Soon after the CPU hotplug callbacks are installed, the corresponding setup (mpam_discovery_cpu_online) callbacks get called by each of the CPUs. Suppose if the PuT has 16 CPUs, the setup function would be called 16 times with CPU IDs ranging from 0-15. At this stage, setup callback proceeds with MSC hardware discovery. This includes discovering details such as the features supported, maximum PARTID, maximum PMG, etc. To understand all the features a particular MSC could support, please refer to MPAM Specification chapter 9. Once the supported features are discovered and maximum PARTID and PMG values supported are established, a default config is programmed to the configuration registers (MPAMCFG_*) for each of these features for all PARTIDs starting from 0 to the maximum value. setup function is defined in such a way that the first CPU to come online would discover features of all the registered MSCs and program appropriate configs for them. Rest of the setup calls on the other CPUs would skip over hardware discovery. A small snippet of what happens in the setup function (mpam_discovery_cpu_online) is shown below.

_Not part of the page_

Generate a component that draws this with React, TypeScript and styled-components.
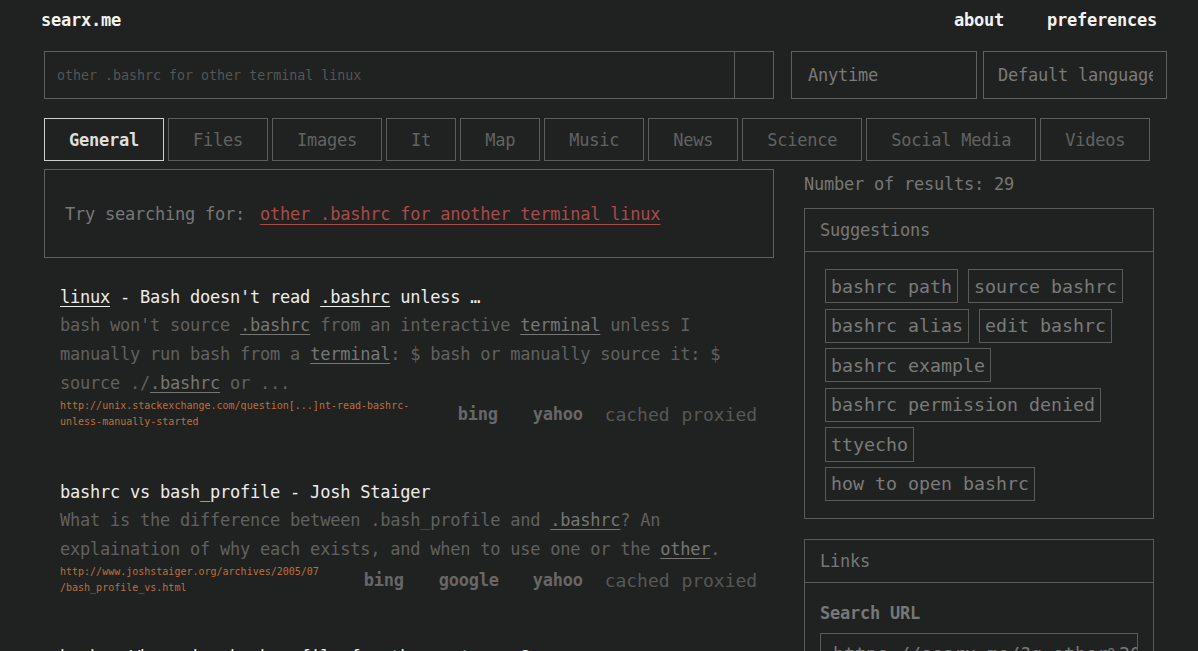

/* For all MSCs, if the current CPU has access to the MSC and HW discovery
 * is yet to be carried out for the MSC under consideration, proceed with
 * the discovery.
 */

list_for_each_entry(msc, &mpam_all_msc, glbl_list) {
    if (!cpumask_test_cpu(cpu, &msc->accessibility))
        continue;

    spin_lock(&msc->lock);
    if (!msc->probed)
      err = mpam_msc_hw_probe(msc);
    spin_unlock(&msc->lock);

    if (!err)
      new_device_probed = true;

The logic to program any config register (MPAMCFG_*) has been mentioned in MPAM specification, section 11.1.2.

After the first CPU to come up completes hardware probing and feature configuration, the kernel is free to enable MPAM. This is done with the help of workqueues.

static DECLARE_WORK(mpam_enable_work, &mpam_enable);

~

if (new_device_probed && !err)
    schedule_work(&mpam_enable_work);

The code scheduled under the workqueue shown above gets executed soon after the probing. This is where MPAM resctrl configurations are set up. resctrl has a dependency with cacheinfo and hence the workqueue task that’s responsible for setting up resctrl stays in wait state until cacheinfo is up and ready. cacheinfo deals with populating cache nodes from PPTT and exporting them to /sys/devices/system/cpu/cpu*/cache/index* for user space to access. MPAM’s resctrl layer internally queries the MSC cache node’s size from cacheinfo and thus have to wait till proper data is available.

wait_event(wait_cacheinfo_ready, cacheinfo_ready);

~

static int __init __cacheinfo_ready(void)
{
    cacheinfo_ready = true;
    wake_up(&wait_cacheinfo_ready);

    return 0;
}
device_initcall_sync(__cacheinfo_ready);

A teardown (mpam_cpu_offline) callback is also part of the hotplug callbacks installed earlier. The teardown callback gets called when the CPUs go offline. Atomic reference counters are added within the data structures that manage each MSC. In case of a hotplug shutdown on the PuT, the MPAM driver wouldn’t reprogram any register or initiate cleanup until the last CPU goes offline.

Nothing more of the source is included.